Former Timberwolves player Ricky Davis finds happiness in new chapter of life: Coaching
The former NBA player spent only a brief time with Minnesota but ended up settling in the state and now is head coach of Minneapolis North's storied boys basketball program.
Ricky Davis played 117 games in a Timberwolves uniform over two seasons before being traded to Miami in 2007. His time in Minnesota was brief, and he never envisioned putting down roots here once he retired from basketball.
"Not at all," he said, chuckling. "I thought it would always be LA or Miami."
Imagine the surprise then, when Minneapolis North announced last August that it had hired Davis to be head coach of its storied boys basketball program.
The reaction within the local basketball community was universal — Huh? Ricky Davis? The guy who played for the Wolves?
Yep, him. And there he was on the visitor sideline at East Ridge last week, drawing up a play in the final minute of a game that his North team would eventually lose in overtime.
"This is the next chapter," he said afterward outside the locker room.
The apparent randomness of this chapter turned out to be not so random after all.
Davis played his 12th and final NBA season in 2010, followed by several years of international basketball at various stops that included China, Turkey and France.
He made a home in Texas for a decade after retiring from basketball. He got involved in real estate investment, started a foundation, coached some AAU ball in the summer and found ways to stay busy while raising a family. His ties to Minnesota were always present in his life, though. Quite literally.
His wife, Siobhan, is a Minneapolis North graduate. Davis met her when he played for the Wolves, and they began dating. Davis even went to a few Polars basketball games back then.
Siobhan expressed a desire in recent years to leave Texas and return to Minneapolis to be closer to her family. When they learned that North's legendary coach Larry McKenzie had retired after last season, Davis was instantly interested and applied. He flew to town for an interview and got the job.
The public's initial reaction was bewilderment. Davis heard it.
"At first it was crazy, like, 'What are you doing here?' " he said.
He was an unconventional hire as an outsider who lacked coaching experience taking over a program that has 24 state tournament appearances overall and four championships since 1997. Whoever got the job faced the unenviable assignment of following an icon in Minnesota prep basketball.
Davis wasn't deterred.
"I'm walking into a program that is already established," he said.
He got the itch to coach after attending a coaching clinic held in conjunction with a showcase event for the top 100 high school players nationally. Davis attended those clinics for six years, then began looking for coaching opportunities.

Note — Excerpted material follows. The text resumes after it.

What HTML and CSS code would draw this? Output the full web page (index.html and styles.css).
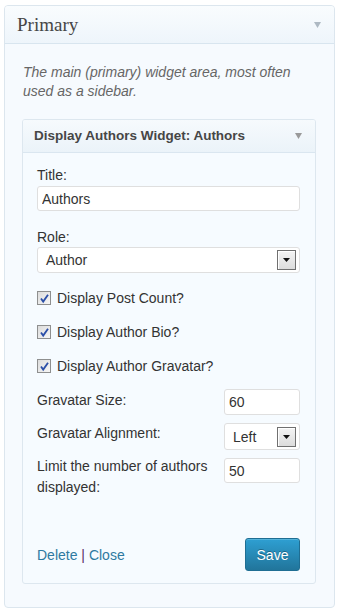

"I just fell in love with it," he said. "I fell in love with the development of the kids."
Davis tries to impart lessons he learned from his own career. He'll jump into drills when he wants to demonstrate a point in practice. It's also a reminder to his players that he's still got it at age 43.
"He dunks on us in practice," senior guard Max Wilson said.
Davis is navigating a learning curve in this new role. He was ejected from a game in Wisconsin after receiving two technical fouls, which forced him to sit out one game.
"The learning point for me is to stay calm," he said. "I can't get myself out of character, because it trickles down to them."
The Polars improved to 13-7 after Saturday's 92-83 win at Minneapolis Henry. Winning matters to him, of course, but Davis views coaching as an all-encompassing role in helping kids prepare for adult life.
"He cares about our grades and our mental health more than anything," Wilson said. "He'll do anything for us. And we'll do anything for him."
Davis calls his players frequently to check on them, and he provides rides to and from practices and games. He has scheduled a financial advisor to talk to his players about financial literacy. He took his team to an elementary school this past week to read to students.
Davis partnered with acclaimed chef David Fhima on an event that provided food at Thanksgiving and Christmas for community members in need. Fhima prepared the meals, the Polars players delivered them.
Davis enlisted Fhima's help on another life skills experience for his players last week: a dinner etiquette class.
Fhima set up a private room in the back of his downtown Minneapolis restaurant. Players sat at a long table as staff served a meal and Fhima delivered a crash course on proper dining etiquette.
Rule No. 1: Put phones away.
"Why are we here?" Fhima said, opening the discussion. "Because we love you."
Fhima's presentation included a demonstration on how to position a knife and fork to signal to the server that the diner is finished, where to place napkins, how to tip and other table manners.
Davis observed quietly from the end of the table. He smiled and nodded as Fhima spoke passionately to the Polars players about respect, and love, and the relationship between food, the dining experience and relationships.
This is why Davis wanted to coach.
"It's more than just basketball," he said.